━━━━━ SUPPLIED DATA

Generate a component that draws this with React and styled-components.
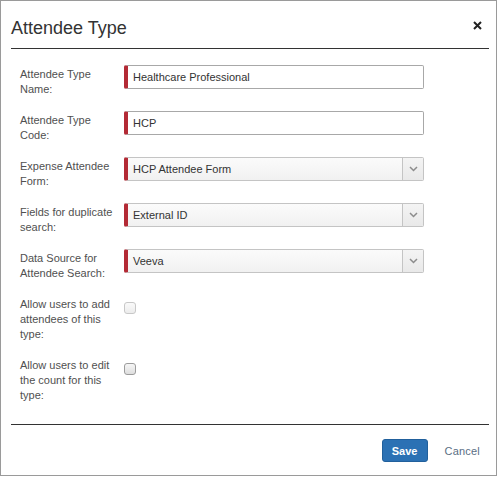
import React from "react";
import styled, { createGlobalStyle } from "styled-components";

const Global = createGlobalStyle`
  html, body { margin: 0; padding: 0; background: #fff; }
  * { box-sizing: border-box; }
`;

const Dialog = styled.div`
  width: 497px;
  height: 476px;
  border: 1px solid #9a9a9a;
  background: #fff;
  display: flex;
  flex-direction: column;
  font-family: "Liberation Sans", Arial, sans-serif;
`;

const Header = styled.div`
  display: flex;
  justify-content: space-between;
  margin: 0 7px 0 10px;
  padding: 17px 0 10px;
  border-bottom: 1px solid #333;
`;

const Title = styled.h1`
  margin: 0;
  font-size: 18px;
  line-height: 20px;
  font-weight: normal;
  color: #333;
`;

const Close = styled.button`
  align-self: flex-start;
  margin: 3px 7px 0 0;
  padding: 0;
  border: 0;
  background: none;
  width: 9px;
  height: 9px;
  display: flex;
  cursor: pointer;
`;

const Body = styled.div`
  flex: 1;
  padding: 16px 0 0 19px;
  display: flex;
  flex-direction: column;
  gap: 14px;
`;

const Row = styled.div`
  display: flex;
  align-items: flex-start;
`;

const Label = styled.label`
  width: 104px;
  flex: none;
  padding: 2px 8px 0 0;
  font-size: 11px;
  line-height: 15px;
  color: #505050;
`;

const Field = styled.div`
  width: 300px;
  height: 24px;
  display: flex;
  align-items: center;
  border: 1px solid #a8a8a8;
  border-left: 4px solid #b32a35;
  border-radius: 2px;
  background: ${(p) => (p.$select ? "linear-gradient(#fbfbfb, #f1f1f1)" : "#fff")};
  border-color: ${(p) => (p.$select ? "#c4c4c4" : "#a8a8a8")};
  border-left-color: #b32a35;
  font-size: 11px;
  color: #333;
  overflow: hidden;
`;

const Value = styled.span`
  flex: 1;
  padding-left: 5px;
`;

const Arrow = styled.span`
  width: 21px;
  height: 100%;
  border-left: 1px solid #c4c4c4;
  background: linear-gradient(#f4f4f4, #e9e9e9);
  display: flex;
  align-items: center;
  justify-content: center;
`;

const Check = styled.span`
  margin-top: 7px;
  width: 12px;
  height: 12px;
  border: 1px solid ${(p) => (p.$disabled ? "#c8c8c8" : "#9c9c9c")};
  border-radius: 3px;
  background: ${(p) =>
    p.$disabled ? "linear-gradient(#fafafa, #ececec)" : "linear-gradient(#f6f6f6, #dedede)"};
`;

const Footer = styled.div`
  margin: 0 7px 0 10px;
  padding: 14px 9px 13px 0;
  border-top: 1px solid #333;
  display: flex;
  justify-content: flex-end;
  align-items: center;
  gap: 17px;
`;

const SaveButton = styled.button`
  width: 46px;
  height: 23px;
  border: 1px solid #21609c;
  border-radius: 3px;
  background: #2b71b4;
  color: #fff;
  font-family: inherit;
  font-weight: bold;
  font-size: 11px;
  padding: 0;
`;

const CancelButton = styled.button`
  border: 0;
  background: none;
  padding: 0;
  font-family: inherit;
  font-size: 11px;
  color: #5a6e84;
  letter-spacing: 0.2px;
`;

const Chevron = () => (
  <svg width="9" height="6" viewBox="0 0 9 6">
    <path d="M1 1 L4.5 4.5 L8 1" fill="none" stroke="#8c8c8c" strokeWidth="1.5" />
  </svg>
);

const fields = [
  { label: "Attendee Type Name:", value: "Healthcare Professional" },
  { label: "Attendee Type Code:", value: "HCP" },
  { label: "Expense Attendee Form:", value: "HCP Attendee Form", select: true },
  { label: "Fields for duplicate search:", value: "External ID", select: true },
  { label: "Data Source for Attendee Search:", value: "Veeva", select: true },
];

const checks = [
  { label: "Allow users to add attendees of this type:", disabled: true },
  { label: "Allow users to edit the count for this type:", disabled: false },
];

export default function App() {
  return (
    <>
      <Global />
      <Dialog>
        <Header>
          <Title>Attendee Type</Title>
          <Close aria-label="Close">
            <svg width="9" height="9" viewBox="0 0 9 9">
              <path d="M1 1 L8 8 M8 1 L1 8" stroke="#222" strokeWidth="2" />
            </svg>
          </Close>
        </Header>
        <Body>
          {fields.map((f) => (
            <Row key={f.label}>
              <Label>{f.label}</Label>
              <Field $select={f.select}>
                <Value>{f.value}</Value>
                {f.select && (
                  <Arrow>
                    <Chevron />
                  </Arrow>
                )}
              </Field>
            </Row>
          ))}
          {checks.map((c) => (
            <Row key={c.label}>
              <Label>{c.label}</Label>
              <Check $disabled={c.disabled} />
            </Row>
          ))}
        </Body>
        <Footer>
          <SaveButton>Save</SaveButton>
          <CancelButton>Cancel</CancelButton>
        </Footer>
      </Dialog>
    </>
  );
}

━━━━━━━━━━

WORK TO COMPLETE: Work through the listing above and report how many lines include the string "components", with no other text.

RESULT FOR THIS TASK: 2